Query execution times are relevant to this optimization:

mysql> SELECT COUNT(*) AS 'new active users' FROM user  WHERE  created >= CONCAT(date_sub(curdate(), interval 1 day)," 00:00:00") AND created < CONCAT(curdate(), " 00:00:00") AND active='y';
+------------------+
| new active users |
+------------------+
|            20071 | 
+------------------+
1 row in set (1.87 sec)

mysql> SELECT COUNT(*) AS 'new active users' FROM user FORCE INDEX (created_idx) WHERE  created >= CONCAT(date_sub(curdate(), interval 1 day)," 00:00:00") AND created < CONCAT(curdate(), " 00:00:00") AND active='y';
+------------------+
| new active users |
+------------------+
|            20071 | 
+------------------+
1 row in set (0.11 sec)

Suggested fix:
Force the optimizer to use range optimization by default when the number of examined rows is lower by a certain weight determined by the difference of execution speed between ref and range queries. Thank you!
[24 Mar 2007 5:11] Valeriy Kravchuk
Thank you for a problem report.
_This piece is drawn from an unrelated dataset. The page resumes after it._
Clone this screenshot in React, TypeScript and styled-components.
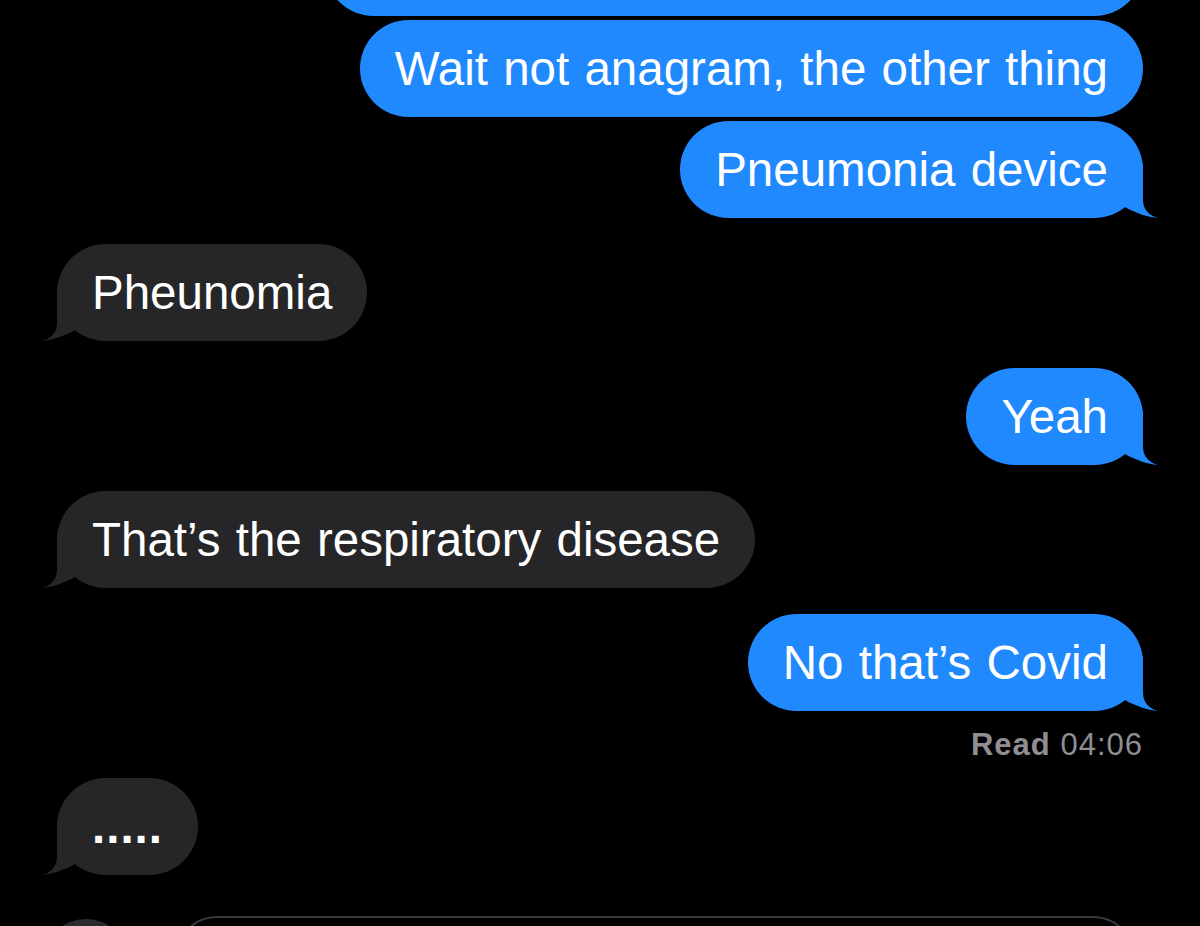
import React from "react";
import styled, { createGlobalStyle } from "styled-components";

const GlobalStyle = createGlobalStyle`
  html, body {
    margin: 0;
    padding: 0;
    background: #000;
  }
  body {
    font-family: "Liberation Sans", Arial, sans-serif;
    -webkit-font-smoothing: antialiased;
  }
`;

const BLUE = "#2089fd";
const GRAY = "#262628";

const Screen = styled.div`
  width: 1200px;
  height: 926px;
  background: #000;
  overflow: hidden;
  display: flex;
  flex-direction: column;
  justify-content: flex-end;
`;

const Thread = styled.div`
  display: flex;
  flex-direction: column;
  padding: 0 57px;
`;

const Row = styled.div<{ $out: boolean; $gap: number }>`
  display: flex;
  justify-content: ${(p) => (p.$out ? "flex-end" : "flex-start")};
  margin-top: ${(p) => p.$gap}px;
`;

const Bubble = styled.div<{ $out: boolean }>`
  position: relative;
  background: ${(p) => (p.$out ? BLUE : GRAY)};
  color: #fff;
  font-size: 47.5px;
  line-height: 57px;
  word-spacing: 2px;
  padding: 20px 35px;
  border-radius: 49px;
  white-space: nowrap;
`;

/* Earlier message that is scrolled mostly out of view above the screen */
const ScrolledBubble = styled.div<{ $width: number }>`
  width: ${(p) => p.$width}px;
  height: 97px;
  border-radius: 49px;
  background: ${BLUE};
`;

const Dots = styled.span`
  font-weight: 700;
  letter-spacing: 1px;
`;

const Tail = styled.svg<{ $out: boolean }>`
  position: absolute;
  bottom: 0;
  width: 50px;
  height: 55px;
  overflow: visible;
  ${(p) => (p.$out ? "right: -15px;" : "left: -15px; transform: scaleX(-1);")}
`;

const Receipt = styled.div`
  align-self: flex-end;
  margin: 16px 0 15px;
  font-size: 31px;
  line-height: 36px;
  color: #8e8e93;
  letter-spacing: 1px;
`;

const ReceiptLabel = styled.span`
  font-weight: 700;
`;

const Composer = styled.div`
  height: 10px;
  margin-top: 41px;
  display: flex;
  align-items: flex-start;
  gap: 45px;
  padding-left: 42px;
`;

const AppButton = styled.div`
  flex: none;
  width: 88px;
  height: 88px;
  margin-top: 3px;
  border-radius: 50%;
  background: #2a2a2c;
`;

const InputField = styled.div`
  flex: none;
  box-sizing: border-box;
  width: 960px;
  height: 90px;
  border: 2px solid #3a3a3c;
  border-radius: 42px;
`;

type Msg = { text: React.ReactNode; out: boolean; gap: number; tail: boolean };

const messages: Msg[] = [
  { text: "Wait not anagram, the other thing", out: true, gap: 4, tail: false },
  { text: "Pneumonia device", out: true, gap: 4, tail: true },
  { text: "Pheunomia", out: false, gap: 26, tail: true },
  { text: "Yeah", out: true, gap: 27, tail: true },
  { text: "That\u2019s the respiratory disease", out: false, gap: 26, tail: true },
  { text: "No that\u2019s Covid", out: true, gap: 26, tail: true },
];

const TailShape: React.FC<{ out: boolean }> = ({ out }) => (
  <Tail $out={out} viewBox="0 0 50 55" aria-hidden="true">
    <path
      d="M35 0 L35 37 C35 47 42 53 50 55 C40 54 27 50 17 44 L2 27 Z"
      fill={out ? BLUE : GRAY}
    />
  </Tail>
);

const Message: React.FC<{ msg: Msg }> = ({ msg }) => (
  <Row $out={msg.out} $gap={msg.gap}>
    <Bubble $out={msg.out}>
      {msg.text}
      {msg.tail && <TailShape out={msg.out} />}
    </Bubble>
  </Row>
);

export default function App() {
  return (
    <>
      <GlobalStyle />
      <Screen>
        <Thread>
          <Row $out={true} $gap={0}>
            <ScrolledBubble $width={818} />
          </Row>
          {messages.map((m, i) => (
            <Message key={i} msg={m} />
          ))}
          <Receipt>
            <ReceiptLabel>Read</ReceiptLabel> 04:06
          </Receipt>
          <Message
            msg={{ text: <Dots>.....</Dots>, out: false, gap: 0, tail: true }}
          />
        </Thread>
        <Composer>
          <AppButton />
          <InputField />
        </Composer>
      </Screen>
    </>
  );
}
Please, try to repeat with a newer version, 5.0.36/5.0.37, and inform about the results.
[10 Apr 2007 16:33] Guillaume Lefranc
Repeated vs. 5.0.38. Optimizer still picks the wrong index.
[4 May 2007 11:01] Valeriy Kravchuk
Why do you think that wrong index is used? Can you prove that with query execution times? If yes, please, upload the exact data for the table.

Have you tried to execute ANALYZE TABLE before running EXPLAINs?
[4 May 2007 12:01] Guillaume Lefranc
Valeriy,

I have posted explain and execution times in the first comment.
My point was that the optimizer seems to select its index based on ref over range,  not on the number of rows processed.

I can update you with more data if needed.
[4 May 2007 16:44] Valeriy Kravchuk
Please, upload your table data. I was not able to repeat on dumb data I created.
[7 Sep 2007 9:13] Sveta Smirnova
Thank you for the report.

I can not repeat described behaviour with current sources, although problem is repeatable with version 5.0.41. So I'll close the report as "Can't repeat".